Employment saw little economy-wide growth in our boom years. Manufacturing jobs, if anything, shrank. But we continued to celebrate. Youth flocked to low-productivity service-sector jobs, such as those in hotels and restaurants, security and other services. The dependence on such jobs on one hand and high-skilled services on the other was bound to make Indian society more unequal.
And then, there is agriculture, an elephant in the room. If and when farm-sector reforms get implemented, celebrations would once again be premature. The vast majority of India’s farmers have small plots of land, and though these farms are at least as productive as larger ones, net absolute incomes from small plots can only be meagre.
A further rise in farm productivity and consequent increase in supply, if not matched by a demand rise, especially with access to export markets, would result in downward pressure on market prices for farm produce and a further decline in the net incomes of small farmers.
We should learn from what John Treacy did right. He didn’t give up, and pushed for the finish line like it was his only chance at winning. Treacy had years of long-distance practice. The same goes for our economy. A long grind is required to build up its base before we can win and celebrate. And Ovett did not blame anyone for his loss. We play the blame game. Everyone else, right from China and the US to ‘greedy corporates’, seems to be responsible for our failures.
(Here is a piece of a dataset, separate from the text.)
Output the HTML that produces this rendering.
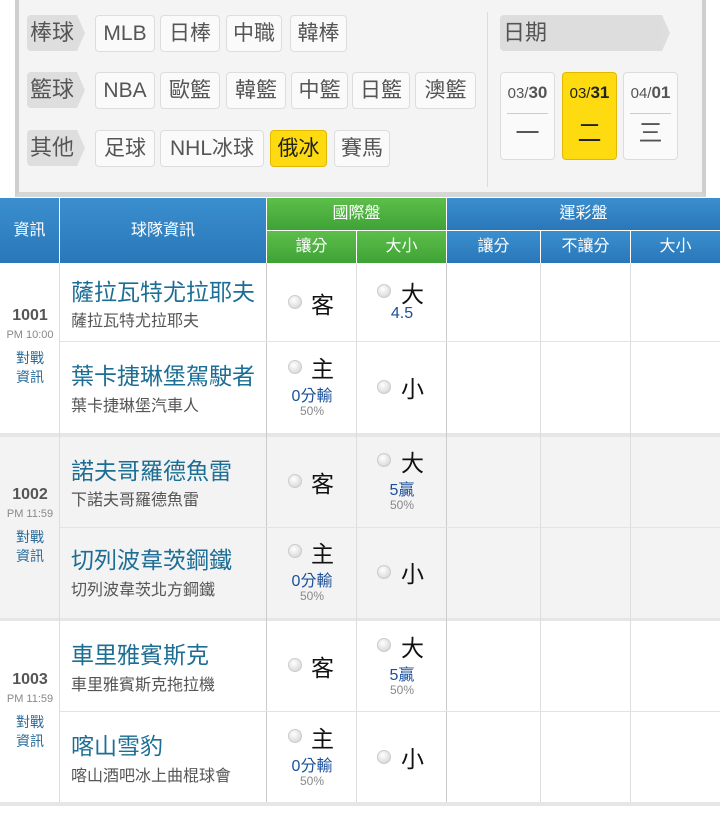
<!DOCTYPE html>
<html><head><meta charset="utf-8"><style>
*{margin:0;padding:0;box-sizing:border-box}
body{width:720px;height:819px;position:relative;background:#fff;font-family:"Liberation Sans","Noto Sans CJK TC",sans-serif;overflow:hidden}
.a{position:absolute}
.panel{left:15px;top:0;width:691px;height:197px;background:#f4f4f4;border-left:4px solid #cfcfcf;border-right:4px solid #cfcfcf;border-bottom:5px solid #d6d6d6}
.tag{position:absolute;height:36px;background:#dedede;color:#555;font-size:22px;line-height:36px;padding-left:3px;border-radius:4px 0 0 4px}
.tag:after{content:"";position:absolute;right:-8px;top:0;border-left:8px solid #dedede;border-top:18px solid transparent;border-bottom:18px solid transparent}
.b{position:absolute;height:37px;background:#fafafa;border:1px solid #ddd;border-radius:4px;color:#555;font-size:21px;line-height:35px;text-align:center}
.b.y{background:#fddb10;border-color:#e0b800;color:#222}
.d{position:absolute;top:72px;width:55px;height:88px;background:#fafafa;border:1px solid #ddd;border-radius:4px;text-align:center;color:#555}
.d .t{font-size:15px;line-height:40px;height:40px}
.d .t b{font-size:17px}
.d .w{margin:0 6px;border-top:1px solid #ccc;font-size:24px;line-height:40px}
.d.y{background:#fddb10;border-color:#e0b800;color:#222}
.hd{color:#fff;font-size:16px;text-align:center;position:absolute}
.blue{background:linear-gradient(#3a8fcf,#2a77b8)}
.green{background:linear-gradient(#5cbf4a,#3fa236)}
.vl{position:absolute;width:1px;background:#ddd}
.hl{position:absolute;height:1px;background:#e3e3e3}
.tn{position:absolute;left:71px;color:#1c6e94;font-size:23px;white-space:nowrap}
.ts{position:absolute;left:71px;color:#555;font-size:16px;white-space:nowrap}
.r{position:absolute;width:14px;height:14px;border-radius:50%;background:radial-gradient(circle at 40% 35%,#fff,#ddd 70%,#bbb);border:1px solid #ccc}
.k{position:absolute;font-size:23px;color:#111}
.n{position:absolute;font-size:16px;color:#1a4f9a;text-align:center}
.p{position:absolute;font-size:12px;color:#888;text-align:center}
.num{position:absolute;left:0;width:60px;text-align:center;color:#555;font-weight:bold;font-size:16px}
.tm{position:absolute;left:0;width:60px;text-align:center;color:#888;font-size:11px}
.vs{position:absolute;left:0;width:60px;text-align:center;color:#2a6d9a;font-size:14px;line-height:19px}
</style></head><body>
<div class="a panel"></div>
<div class="a" style="left:487px;top:12px;width:1px;height:175px;background:#ddd"></div>
<div class="tag" style="left:27px;top:15px;width:50px">棒球</div>
<div class="tag" style="left:27px;top:72px;width:50px">籃球</div>
<div class="tag" style="left:27px;top:130px;width:50px">其他</div>
<div class="b" style="left:95px;top:15px;width:60px">MLB</div>
<div class="b" style="left:160px;top:15px;width:60px">日棒</div>
<div class="b" style="left:226px;top:15px;width:56px">中職</div>
<div class="b" style="left:290px;top:15px;width:57px">韓棒</div>
<div class="b" style="left:95px;top:72px;width:60px">NBA</div>
<div class="b" style="left:160px;top:72px;width:60px">歐籃</div>
<div class="b" style="left:226px;top:72px;width:60px">韓籃</div>
<div class="b" style="left:291px;top:72px;width:57px">中籃</div>
<div class="b" style="left:352px;top:72px;width:58px">日籃</div>
<div class="b" style="left:415px;top:72px;width:61px">澳籃</div>
<div class="b" style="left:95px;top:130px;width:60px">足球</div>
<div class="b" style="left:160px;top:130px;width:104px">NHL冰球</div>
<div class="b y" style="left:270px;top:130px;width:57px">俄冰</div>
<div class="b" style="left:334px;top:130px;width:56px">賽馬</div>
<div class="tag" style="left:500px;top:15px;width:162px;background:#ddd">日期</div>
<div class="d" style="left:500px"><div class="t">03/<b>30</b></div><div class="w">一</div></div>
<div class="d y" style="left:562px"><div class="t">03/<b>31</b></div><div class="w">二</div></div>
<div class="d" style="left:623px"><div class="t">04/<b>01</b></div><div class="w">三</div></div>

<div class="hd blue" style="left:0;top:198px;width:59px;height:65px;line-height:65px">資訊</div>
<div class="hd blue" style="left:60px;top:198px;width:206px;height:65px;line-height:65px">球隊資訊</div>
<div class="hd green" style="left:267px;top:198px;width:179px;height:32px;line-height:32px">國際盤</div>
<div class="hd green" style="left:267px;top:231px;width:89px;height:32px;line-height:32px">讓分</div>
<div class="hd green" style="left:357px;top:231px;width:89px;height:32px;line-height:32px">大小</div>
<div class="hd blue" style="left:447px;top:198px;width:273px;height:32px;line-height:32px">運彩盤</div>
<div class="hd blue" style="left:447px;top:231px;width:93px;height:32px;line-height:32px">讓分</div>
<div class="hd blue" style="left:541px;top:231px;width:89px;height:32px;line-height:32px">不讓分</div>
<div class="hd blue" style="left:631px;top:231px;width:89px;height:32px;line-height:32px">大小</div>

<div class="a" style="left:0;top:433px;width:720px;height:4px;background:#e6e6e6"></div>
<div class="a" style="left:0;top:437px;width:720px;height:181px;background:#f3f3f3"></div>
<div class="a" style="left:0;top:618px;width:720px;height:3px;background:#e6e6e6"></div>
<div class="a" style="left:0;top:802px;width:720px;height:4px;background:#e6e6e6"></div>
<div class="vl" style="left:59px;top:263px;height:539px"></div>
<div class="vl" style="left:266px;top:263px;height:539px;background:#ccc"></div>
<div class="vl" style="left:356px;top:263px;height:539px"></div>
<div class="vl" style="left:446px;top:263px;height:539px;background:#ccc"></div>
<div class="vl" style="left:540px;top:263px;height:539px"></div>
<div class="vl" style="left:630px;top:263px;height:539px"></div>
<div class="hl" style="left:60px;top:341px;width:660px"></div>
<div class="hl" style="left:60px;top:527px;width:660px"></div>
<div class="hl" style="left:60px;top:711px;width:660px"></div>

<!-- game 1 -->
<div class="num" style="top:307px">1001</div><div class="tm" style="top:329px">PM 10:00</div><div class="vs" style="top:349px">對戰<br>資訊</div>
<div class="tn" style="top:273px">薩拉瓦特尤拉耶夫</div><div class="ts" style="top:307px">薩拉瓦特尤拉耶夫</div>
<div class="tn" style="top:357px">葉卡捷琳堡駕駛者</div><div class="ts" style="top:392px">葉卡捷琳堡汽車人</div>
<div class="r" style="left:288px;top:295px"></div><div class="k" style="left:311px;top:286px">客</div>
<div class="r" style="left:377px;top:284px"></div><div class="k" style="left:401px;top:275px">大</div><div class="n" style="left:357px;width:90px;top:305px">4.5</div>
<div class="r" style="left:288px;top:360px"></div><div class="k" style="left:311px;top:350px">主</div><div class="n" style="left:267px;width:90px;top:382px">0分輸</div><div class="p" style="left:267px;width:90px;top:404px">50%</div>
<div class="r" style="left:377px;top:380px"></div><div class="k" style="left:401px;top:370px">小</div>

<!-- game 2 -->
<div class="num" style="top:486px">1002</div><div class="tm" style="top:508px">PM 11:59</div><div class="vs" style="top:528px">對戰<br>資訊</div>
<div class="tn" style="top:452px">諾夫哥羅德魚雷</div><div class="ts" style="top:486px">下諾夫哥羅德魚雷</div>
<div class="tn" style="top:541px">切列波韋茨鋼鐵</div><div class="ts" style="top:576px">切列波韋茨北方鋼鐵</div>
<div class="r" style="left:288px;top:474px"></div><div class="k" style="left:311px;top:465px">客</div>
<div class="r" style="left:377px;top:453px"></div><div class="k" style="left:401px;top:444px">大</div><div class="n" style="left:357px;width:90px;top:476px">5贏</div><div class="p" style="left:357px;width:90px;top:498px">50%</div>
<div class="r" style="left:288px;top:544px"></div><div class="k" style="left:311px;top:535px">主</div><div class="n" style="left:267px;width:90px;top:567px">0分輸</div><div class="p" style="left:267px;width:90px;top:589px">50%</div>
<div class="r" style="left:377px;top:565px"></div><div class="k" style="left:401px;top:555px">小</div>

<!-- game 3 -->
<div class="num" style="top:671px">1003</div><div class="tm" style="top:693px">PM 11:59</div><div class="vs" style="top:713px">對戰<br>資訊</div>
<div class="tn" style="top:636px">車里雅賓斯克</div><div class="ts" style="top:671px">車里雅賓斯克拖拉機</div>
<div class="tn" style="top:727px">喀山雪豹</div><div class="ts" style="top:762px">喀山酒吧冰上曲棍球會</div>
<div class="r" style="left:288px;top:658px"></div><div class="k" style="left:311px;top:649px">客</div>
<div class="r" style="left:377px;top:638px"></div><div class="k" style="left:401px;top:629px">大</div><div class="n" style="left:357px;width:90px;top:661px">5贏</div><div class="p" style="left:357px;width:90px;top:683px">50%</div>
<div class="r" style="left:288px;top:729px"></div><div class="k" style="left:311px;top:720px">主</div><div class="n" style="left:267px;width:90px;top:752px">0分輸</div><div class="p" style="left:267px;width:90px;top:774px">50%</div>
<div class="r" style="left:377px;top:750px"></div><div class="k" style="left:401px;top:740px">小</div>
</body></html>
We have lowered absolute poverty levels and had technology-based successes like Aadhaar and digital access to public services. But there are no short cuts to good quality and adequate healthcare and education services. We must remain optimistic but stay firmly away from the optimism bias.
In the end, it is not about how we start, but how we finish. The disastrous second wave of covid and our inability to manage it is a ghastly reminder of this fact.